In the mean time, here's some more rant:

A framework is not quite what I want. The pieces are tied too closely together. AwesomeWM is great, and so is xmomad, but they both suffer from difficult configuration. Configuration needs to be trivial to approach, but not limited in extensibility. I settled on i3 because I prefer the underlying structure and don't find much to be missing. The i3 devs guessed a lot right about what I would want in a tiling wm. Even so, I do get excited at the idea of configuring Xmonad to perfection. I'm just not that good at Haskell yet.

The exciting thing about window managers is the way they fit into the Xorg ecosystem. They are decoupled enough both from the software they window, and from the xserver they draw to, that you can swap out the entire window manager process - even in a running xsession - and everything will continue working. That's a quality I want in the modules I was talking about.

Emacs gets close, but the approach is still pretty confusing. There is plenty of documentation, but you have to learn too much context to get started.

And most of that context is the way that different functionalities are tangled together. The power of lisp is that you can pull on a thread and stretch it - without breaking it away from other components - then tie your new functionality in; but you have to know where to pull, and any update to Emacs or its packages might change the pattern such that you have to pull on new threads.

That's the point I am struggling to articulate most. Modules need to exist in a neat predictable data structure. The substance of what a module is has to be self contained. As soon as a module cares about what's inside another module, that can go both ways and create a circular dependency.

But silos have their own limitations. Neither window managers nor Xorg know how to do display scaling.
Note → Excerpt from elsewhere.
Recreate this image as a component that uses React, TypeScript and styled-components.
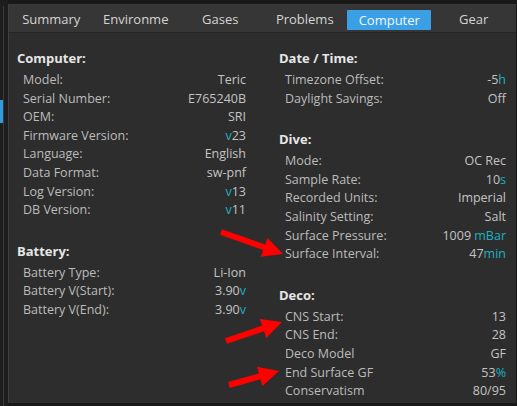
import React from "react";
import styled, { createGlobalStyle } from "styled-components";

const Global = createGlobalStyle`
  html, body { margin: 0; padding: 0; background: #181818; }
  body { font-family: "Open Sans", "Liberation Sans", sans-serif; }
`;

const Screen = styled.div`
  position: relative;
  width: 517px;
  height: 406px;
  display: flex;
  background: #181818;
  overflow: hidden;
`;

const SideStrip = styled.div`
  width: 8px;
  flex: none;
  position: relative;
  background: #1d1d1d;
  display: flex;
  flex-direction: column;
  &::after {
    content: "";
    position: absolute;
    left: 3px;
    top: 6px;
    bottom: 0;
    width: 1px;
    background: #3a3a3a;
  }
`;

const SideMarker = styled.div`
  margin-top: 100px;
  width: 3px;
  height: 23px;
  background: #2f9be0;
  position: relative;
  z-index: 1;
`;

const Panel = styled.div`
  flex: 1;
  margin: 4px 4px 3px 0;
  background: #2d2d2d;
  border-left: 1px solid #404040;
  border-top: 1px solid #3a3a3a;
  display: flex;
  flex-direction: column;
`;

const TabBar = styled.div`
  height: 27px;
  flex: none;
  background: #363636;
  border-bottom: 1px solid #262626;
  display: flex;
  align-items: center;
`;

const Tab = styled.div<{ $active?: boolean }>`
  width: 84.5px;
  flex: none;
  display: flex;
  justify-content: center;
  align-items: center;
  font-size: 13px;
  color: #d4d4d4;
  ${(p) =>
    p.$active &&
    `
    & > span {
      background: #3a9fe4;
      color: #f2f8fd;
      width: 84px;
      height: 20px;
      line-height: 20px;
      text-align: center;
      border-radius: 1px;
      margin-top: 3px;
    }
  `}
`;

const Content = styled.div`
  display: grid;
  grid-template-columns: 229px 227px;
  column-gap: 33px;
  padding: 15px 0 0 8px;
`;

const Column = styled.div`
  display: flex;
  flex-direction: column;
`;

const Section = styled.div`
  display: flex;
  flex-direction: column;
  & + & {
    margin-top: 21px;
  }
`;

const SectionTitle = styled.div`
  height: 20px;
  line-height: 20px;
  margin-bottom: 3px;
  font-size: 13px;
  font-weight: 700;
  color: #e6e6e6;
`;

const Row = styled.div`
  height: 18.6px;
  line-height: 18.6px;
  display: flex;
  justify-content: space-between;
  padding-left: 6px;
  font-size: 12.5px;
  white-space: nowrap;
`;

const Label = styled.span`
  color: #bcbcbc;
`;

const Value = styled.span`
  color: #c4c4c4;
`;

const Accent = styled.span`
  color: #19b2c2;
`;

const Overlay = styled.svg`
  position: absolute;
  left: 0;
  top: 0;
  pointer-events: none;
`;

type Item = { label: string; value: React.ReactNode };

const v = (n: string) => (
  <>
    <Accent>v</Accent>
    {n}
  </>
);
const unit = (n: string, u: string) => (
  <>
    {n}
    <Accent>{u}</Accent>
  </>
);

const leftSections: { title: string; items: Item[] }[] = [
  {
    title: "Computer:",
    items: [
      { label: "Model:", value: "Teric" },
      { label: "Serial Number:", value: "E765240B" },
      { label: "OEM:", value: "SRI" },
      { label: "Firmware Version:", value: v("23") },
      { label: "Language:", value: "English" },
      { label: "Data Format:", value: "sw-pnf" },
      { label: "Log Version:", value: v("13") },
      { label: "DB Version:", value: v("11") },
    ],
  },
  {
    title: "Battery:",
    items: [
      { label: "Battery Type:", value: "Li-Ion" },
      { label: "Battery V(Start):", value: unit("3.90", "v") },
      { label: "Battery V(End):", value: unit("3.90", "v") },
    ],
  },
];

const rightSections: { title: string; items: Item[] }[] = [
  {
    title: "Date / Time:",
    items: [
      { label: "Timezone Offset:", value: unit("-5", "h") },
      { label: "Daylight Savings:", value: "Off" },
    ],
  },
  {
    title: "Dive:",
    items: [
      { label: "Mode:", value: "OC Rec" },
      { label: "Sample Rate:", value: unit("10", "s") },
      { label: "Recorded Units:", value: "Imperial" },
      { label: "Salinity Setting:", value: "Salt" },
      { label: "Surface Pressure:", value: unit("1009 ", "mBar") },
      { label: "Surface Interval:", value: unit("47", "min") },
    ],
  },
  {
    title: "Deco:",
    items: [
      { label: "CNS Start:", value: "13" },
      { label: "CNS End:", value: "28" },
      { label: "Deco Model", value: "GF" },
      { label: "End Surface GF", value: unit("53", "%") },
      { label: "Conservatism", value: "80/95" },
    ],
  },
];

const tabs = ["Summary", "Environme", "Gases", "Problems", "Computer", "Gear"];

function Arrow({ x1, y1, x2, y2 }: { x1: number; y1: number; x2: number; y2: number }) {
  const dx = x2 - x1;
  const dy = y2 - y1;
  const len = Math.hypot(dx, dy);
  const ux = dx / len;
  const uy = dy / len;
  const px = -uy;
  const py = ux;
  const headLen = 20;
  const headHalf = 10;
  const shaft = 3;
  const bx = x2 - ux * headLen;
  const by = y2 - uy * headLen;
  const pts = [
    [x1 + px * shaft, y1 + py * shaft],
    [bx + px * shaft, by + py * shaft],
    [bx + px * headHalf, by + py * headHalf],
    [x2, y2],
    [bx - px * headHalf, by - py * headHalf],
    [bx - px * shaft, by - py * shaft],
    [x1 - px * shaft, y1 - py * shaft],
  ]
    .map((p) => p.map((n) => n.toFixed(1)).join(","))
    .join(" ");
  return <polygon points={pts} fill="#ff0000" />;
}

function SectionList({ sections }: { sections: { title: string; items: Item[] }[] }) {
  return (
    <Column>
      {sections.map((s) => (
        <Section key={s.title}>
          <SectionTitle>{s.title}</SectionTitle>
          {s.items.map((it) => (
            <Row key={it.label}>
              <Label>{it.label}</Label>
              <Value>{it.value}</Value>
            </Row>
          ))}
        </Section>
      ))}
    </Column>
  );
}

export default function App() {
  return (
    <>
      <Global />
      <Screen>
        <SideStrip>
          <SideMarker />
        </SideStrip>
        <Panel>
          <TabBar>
            {tabs.map((t) => (
              <Tab key={t} $active={t === "Computer"}>
                <span>{t}</span>
              </Tab>
            ))}
          </TabBar>
          <Content>
            <SectionList sections={leftSections} />
            <SectionList sections={rightSections} />
          </Content>
        </Panel>
        <Overlay width={517} height={406} viewBox="0 0 517 406">
          <Arrow x1={221} y1={232} x2={283} y2={254} />
          <Arrow x1={226} y1={341} x2={282} y2={322} />
          <Arrow x1={229} y1={385} x2={279} y2={371} />
        </Overlay>
      </Screen>
    </>
  );
}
That put the onus on every GUI software package, which didn't go over well. Some sort of introspection is really useful, which is why Wayland moved the compositor into the window manager.

But Wayland made a fatal flaw: They started without a framework. They made the Weston reference compositor, and just waited for people to copy or fork it. That's begging for repeated (and incomplete) work, and incompatibility. Eventually someone made the wlroots library to encapsulate that repeated work.
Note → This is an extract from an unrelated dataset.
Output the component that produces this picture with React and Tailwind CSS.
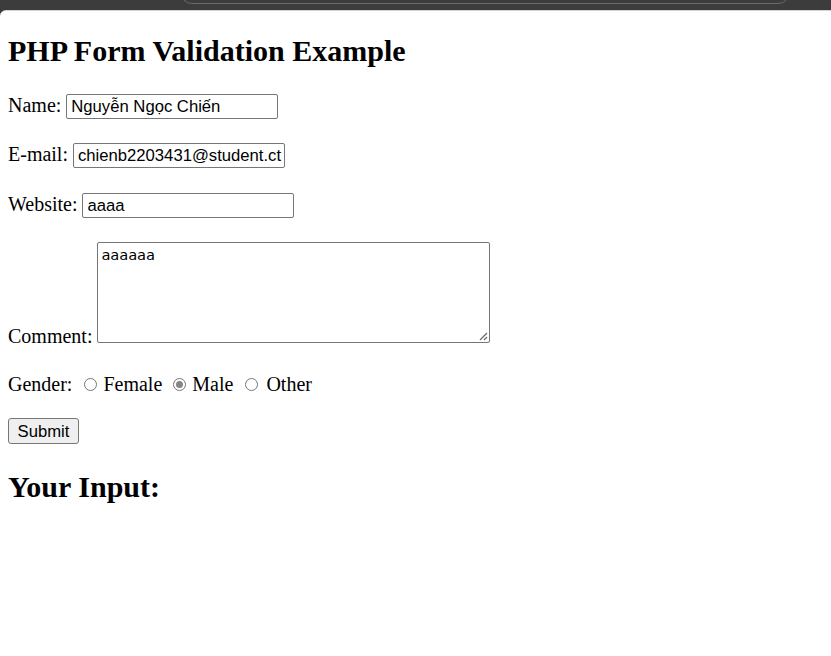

Having a library means changes can be made that propagate up. But the exciting thing about configurable software is the ability to put changes on the top that propagate down.

There are a few places where I've seen that kind of bi-directional introspection at work. One is Photoshop layers. Layers can be stacked above or below each other. A layer's pixels can be added, subtracted, multiplied, etc. to the next. You can use a mask to stencil away parts of a layer. If we treat modules as layers, we can decide what order they are stacked, and what function "stacking" does.

Another place is Nix derivations. There are no variables in Nix, only constants. But constants can be overridden anywhere. That's a lot like drawing on a new layer. The trouble with Nix is that that is done with a pinch of pure-functional magic, and an embarrassing amount of boilerplate. As a user, I often find myself standing in the middle of the stack, unsure how to look up. And I'm not quite sure what's at the bottom, either. There's also not a clear consensus on how new derivations should be structured.

Something like NixOS on the text editor scale would be great. Most good text editors have some kind of package manager. I would love to take that to its extreme, and have every part of the editor be a package. All that's left is to decide what domain a package can encompass, and what data structure stacks them together.